The fetus in my uterus appears to have masculine reproductive organs. I demanded a recount, of course, but have accepted that I must have chosen to ignore my Bene Gesserit training and bring forth the Kwisatz Haderach.


I had originally dumped all of Roxane Gay’s relevant tweets on the Best Buy incident into this roundup, but then, of course, she wrote very beautifully and horribly about it (and the extraordinary committment of racism apologists to denying the racism of the incident in question), and here it is:

All the while, I was on Twitter because I was so frustrated. I was kind of vague about what I was buying and later this would become a Thing because people are the worst. I was being vague because I was embarrassed to be 39 years old, buying a Play Station. I felt guilty for being so consumeristic. I am struggling with no longer being broke all the time and what that allows me to do. I was also feeling awkward because I only use my Play Station 3 to watch movies and Netflix and play Lumines so the purchase felt extra ridiculous.  (As an aside, this makes my brothers so mad and I like that part.) There’s no fucking conspiracy here. I just didn’t feel like telling the Internet what I was buying.

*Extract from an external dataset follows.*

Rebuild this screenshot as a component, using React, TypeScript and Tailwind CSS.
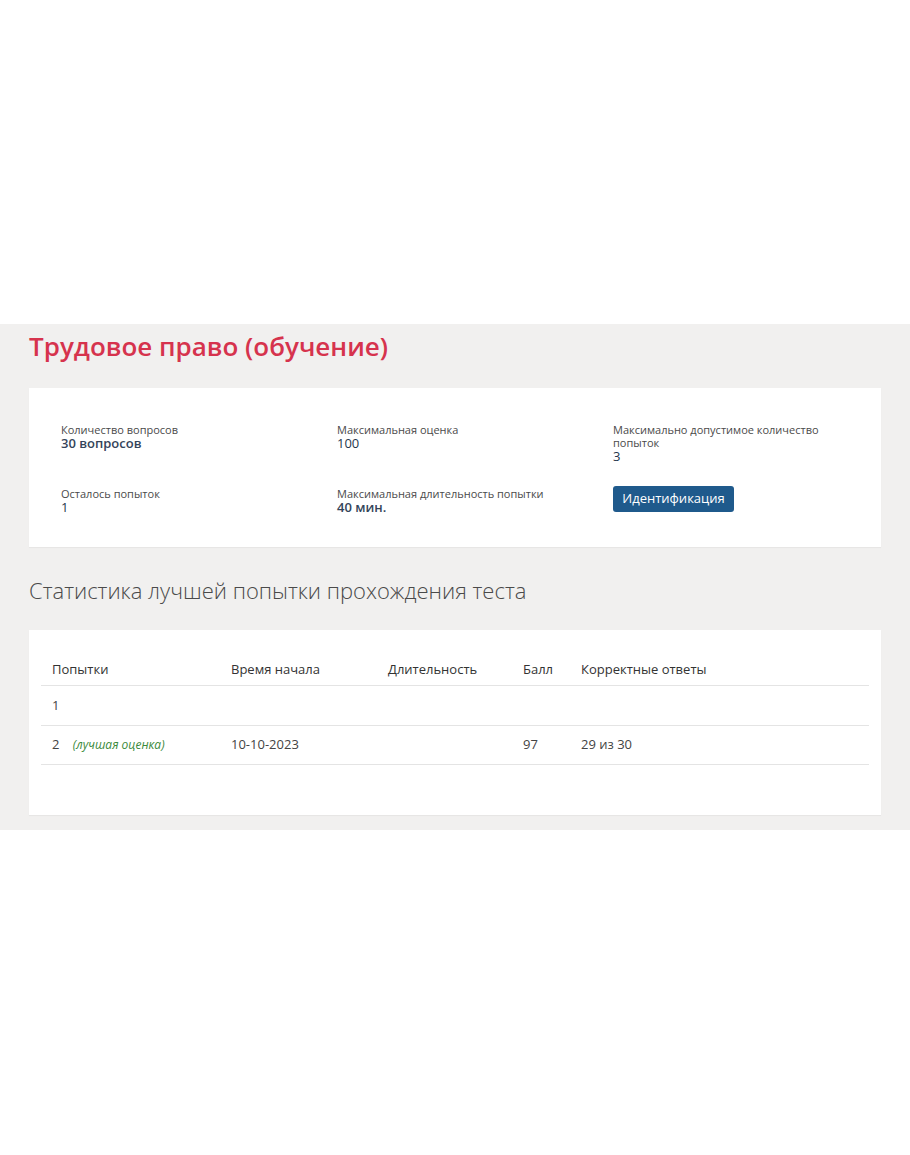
import React from 'react'

const font = { fontFamily: '"Open Sans", "Noto Sans", sans-serif' }

interface InfoItemProps {
  label: string
  value: string
  strong?: boolean
}

function InfoItem({ label, value, strong }: InfoItemProps) {
  return (
    <div className="pr-10">
      <div className="text-[11px] leading-[13px] text-[#4a4a4a]">{label}</div>
      <div className={`text-[13px] leading-[14px] ${strong ? 'text-[#34445a] font-semibold' : 'text-[#26364d]'}`}>{value}</div>
    </div>
  )
}

const cols = 'grid grid-cols-[179px_157px_135px_58px_1fr]'

export default function App() {
  return (
    <div className="w-[910px] min-h-[1155px] bg-white" style={font}>
      <div className="h-[324px]" />

      <section className="bg-[#f1f0ef] px-[29px] pt-[2px] pb-[15px] w-[910px]">
        <h1 className="text-[26px] leading-[40px] font-semibold text-[#d6334d]">
          Трудовое право (обучение)
        </h1>

        <div className="mt-[22px] bg-white h-[159px] pl-[32px] pt-[35px] shadow-[0_1px_1px_rgba(0,0,0,0.04)]">
          <div className="grid grid-cols-[276px_276px_1fr] gap-y-[22px]">
            <InfoItem label="Количество вопросов" value="30 вопросов" strong />
            <InfoItem label="Максимальная оценка" value="100" />
            <InfoItem label="Максимально допустимое количество попыток" value="3" />
            <div className="pt-[2px]">
              <InfoItem label="Осталось попыток" value="1" />
            </div>
            <div className="pt-[2px]">
              <InfoItem label="Максимальная длительность попытки" value="40 мин." strong />
            </div>
            <div>
              <button className="h-[26px] w-[121px] rounded-[3px] bg-[#1f5a8c] text-white text-[13px]">
                Идентификация
              </button>
            </div>
          </div>
        </div>

        <h2 className="mt-[28px] text-[22px] leading-[30px] font-light text-[#4a4a4a]">
          Статистика лучшей попытки прохождения теста
        </h2>

        <div className="mt-[25px] bg-white h-[185px] px-[12px] pt-[24px] shadow-[0_1px_1px_rgba(0,0,0,0.04)]">
          <div className="text-[13px] text-[#333333]">
            <div className={`${cols} h-[32px] items-center border-b border-[#e4e4e4] pl-[11px]`}>
              <div>Попытки</div>
              <div>Время начала</div>
              <div>Длительность</div>
              <div>Балл</div>
              <div>Корректные ответы</div>
            </div>
            <div className={`${cols} h-[40px] items-center border-b border-[#e4e4e4] pl-[11px] text-[#444444]`}>
              <div>1</div>
              <div />
              <div />
              <div />
              <div />
            </div>
            <div className={`${cols} h-[39px] items-center border-b border-[#e4e4e4] pl-[11px] text-[#444444]`}>
              <div>
                2 <span className="ml-[10px] text-[12px] italic text-[#3b8a3b]">(лучшая оценка)</span>
              </div>
              <div>10-10-2023</div>
              <div />
              <div>97</div>
              <div>29 из 30</div>
            </div>
          </div>
        </div>
      </section>
    </div>
  )
}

Meanwhile, in the store, the young man kept requesting the salesperson who made my sale on the intercom. This went on for quite some time. He continued to ignore me. During this entire exchange, I don’t think he said a single word to me. It was like I wasn’t even there.
The salesman finally came to the front of the store and verified  I had indeed made this purchase. He pointed to the video game and said, “That is on the receipt,” and the young man said, “I know, but…”
Let me repeat: My receipt was not good enough.